Nonostante tutti i proiettili, i bombardamenti aerei e il fuoco antiaereo nessuna delle due parti – il capo dell’esercito Abdel Fattah al-Burhan e il suo ex vice Mohamed Hamdan Dagalo, detto Hemeti, che guida le forze paramilitari di supporto rapido (Rsf) – è stata in grado di cogliere il vantaggio sul campo di battaglia. L’esercito, sostenuto dall‘Egitto, ha il vantaggio teorico della potenza aerea mentre Dagalo è sostenuto dagli Emirati Arabi Uniti e dai mercenari stranieri. Comanda truppe che derivano dalla famigerata milizia Janjaweed, accusata di atrocità nella guerra del Darfur di vent’anni fa. I mercenari russi di Wagner non stanno combattendo con lui, si limitano a fare i “consiglieri tecnici”. I tanti attori del Paese – primi tra tutti i due “generali” in guerra – sono diventati pedine in una competizione più ampia per esercitare influenza nel Corno d’Africa, strategicamente importante. Nessun paese ha giocato a questo gioco in modo più assertivo degli Emirati Arabi Uniti, che hanno curato e orchestrato una rete diversificata di reti in tutta la regione.

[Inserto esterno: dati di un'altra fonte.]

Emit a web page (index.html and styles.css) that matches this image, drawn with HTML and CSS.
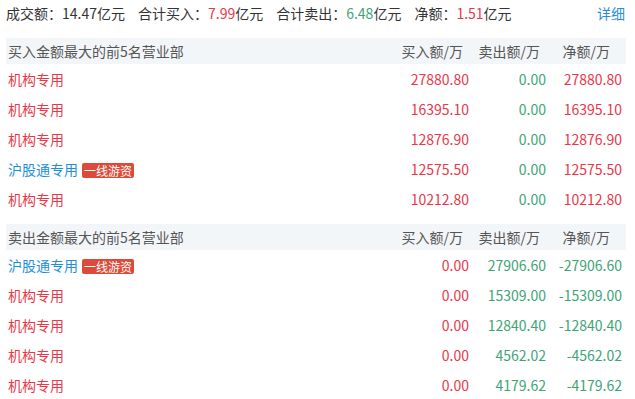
FILE: index.html
```html
<!DOCTYPE html>
<html lang="zh">
<head>
<meta charset="utf-8">
<link rel="stylesheet" href="styles.css">
</head>
<body>
<div class="wrap">
  <div class="summary">
    <div class="stats">
      <span class="stat">成交额：14.47亿元</span>
      <span class="stat">合计买入：<em class="up">7.99</em>亿元</span>
      <span class="stat">合计卖出：<em class="down">6.48</em>亿元</span>
      <span class="stat">净额：<em class="up">1.51</em>亿元</span>
    </div>
    <a class="more">详细</a>
  </div>

  <div class="table">
    <div class="thead">
      <span class="name">买入金额最大的前5名营业部</span>
      <span class="num h">买入额/万</span>
      <span class="num h">卖出额/万</span>
      <span class="num h last">净额/万</span>
    </div>
    <div class="row"><span class="name inst">机构专用</span><span class="num up">27880.80</span><span class="num down">0.00</span><span class="num up">27880.80</span></div>
    <div class="row"><span class="name inst">机构专用</span><span class="num up">16395.10</span><span class="num down">0.00</span><span class="num up">16395.10</span></div>
    <div class="row"><span class="name inst">机构专用</span><span class="num up">12876.90</span><span class="num down">0.00</span><span class="num up">12876.90</span></div>
    <div class="row"><span class="name hk">沪股通专用<i class="tag">一线游资</i></span><span class="num up">12575.50</span><span class="num down">0.00</span><span class="num up">12575.50</span></div>
    <div class="row"><span class="name inst">机构专用</span><span class="num up">10212.80</span><span class="num down">0.00</span><span class="num up">10212.80</span></div>
  </div>

  <div class="table">
    <div class="thead">
      <span class="name">卖出金额最大的前5名营业部</span>
      <span class="num h">买入额/万</span>
      <span class="num h">卖出额/万</span>
      <span class="num h last">净额/万</span>
    </div>
    <div class="row"><span class="name hk">沪股通专用<i class="tag">一线游资</i></span><span class="num up">0.00</span><span class="num down">27906.60</span><span class="num down">-27906.60</span></div>
    <div class="row"><span class="name inst">机构专用</span><span class="num up">0.00</span><span class="num down">15309.00</span><span class="num down">-15309.00</span></div>
    <div class="row"><span class="name inst">机构专用</span><span class="num up">0.00</span><span class="num down">12840.40</span><span class="num down">-12840.40</span></div>
    <div class="row"><span class="name inst">机构专用</span><span class="num up">0.00</span><span class="num down">4562.02</span><span class="num down">-4562.02</span></div>
    <div class="row"><span class="name inst">机构专用</span><span class="num up">0.00</span><span class="num down">4179.62</span><span class="num down">-4179.62</span></div>
  </div>
</div>
</body>
</html>
```

FILE: styles.css
```css
* { box-sizing: border-box; }
html, body { margin: 0; padding: 0; background: #fff; }
body {
  font-family: "Noto Sans CJK SC", "Noto Sans", sans-serif;
  font-size: 14px;
  color: #333;
}
.wrap { width: 635px; padding: 0 9px 0 6px; }
.summary {
  display: flex;
  justify-content: space-between;
  align-items: center;
  height: 26px;
  line-height: 26px;
  margin-bottom: 12px;
}
.stats { display: flex; gap: 13px; }
.stat em { font-style: normal; }
.more { color: #2a8dd4; margin-right: 1px; }
.up { color: #e8384a; }
.down { color: #3ea476; }
.table { margin-bottom: 10px; }
.thead, .row {
  display: grid;
  grid-template-columns: 1fr 77px 77px 76px;
  padding-right: 4px;
}
.thead {
  height: 26px;
  line-height: 26px;
  background: #f3f6f9;
  color: #555;
}
.row { height: 30px; line-height: 30px; }
.name { padding-left: 2px; display: flex; align-items: center; }
.num { text-align: right; }
.h { padding-right: 6px; }
.h.last { padding-right: 12px; }
.inst { color: #e8384a; }
.hk { color: #1e8fd6; }
.tag {
  font-style: normal;
  display: inline-block;
  margin-left: 4px;
  margin-top: 2px;
  height: 15px;
  line-height: 15px;
  padding: 0 2px;
  font-size: 12px;
  color: #fff;
  background: #de4a3a;
  border-radius: 2px;
}
```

Sebbene Abu Dhabi probabilmente non sia interessata all’attuale escalation e destabilizzazione del Sudan – un diplomatico occidentale ha persino suggerito che gli Emirati abbiano adesso “il rimorso dell’acquirente ” – la sua politica incentrata sulla rete sembra aver creato una complessa maglia di interdipendenze e concorrenza che è ora incapace di controllare. La storia degli Emirati Arabi Uniti in Sudan è la storia di una monarchia relativamente piccola, con base tribale, che cerca di esercitare un’influenza ben oltre il suo peso geo-strategico. Sfidando i tradizionali limiti dell’arte di governo, un ramo della famiglia reale di Abu Dhabi ha delegato in modo innovativo l’arte di governo a surrogati come privati, società, banche, commercianti, milizie e mercenari. Il rapporto con il signore della guerra sudanese Hemeti , in particolare, rivela una rete di connessioni e attività apparentemente casuali che si legano tutte, direttamente o indirettamente, ad Abu Dhabi. La rete che alimenta l’uomo che ha tentato un golpe in Sudan è un intricato carosello di capitali, armi, oro e mercenari istituito da Abu Dhabi già all’indomani della primavera araba. Per questo è lecito affermare che chiunque – compresi gli Stati Uniti – voglia porre fine ai combattimenti in Sudan deve chiamare lo 00971, perché qualsiasi strada per arrivare a Hemeti passa inevitabilmente attraverso gli Emirati.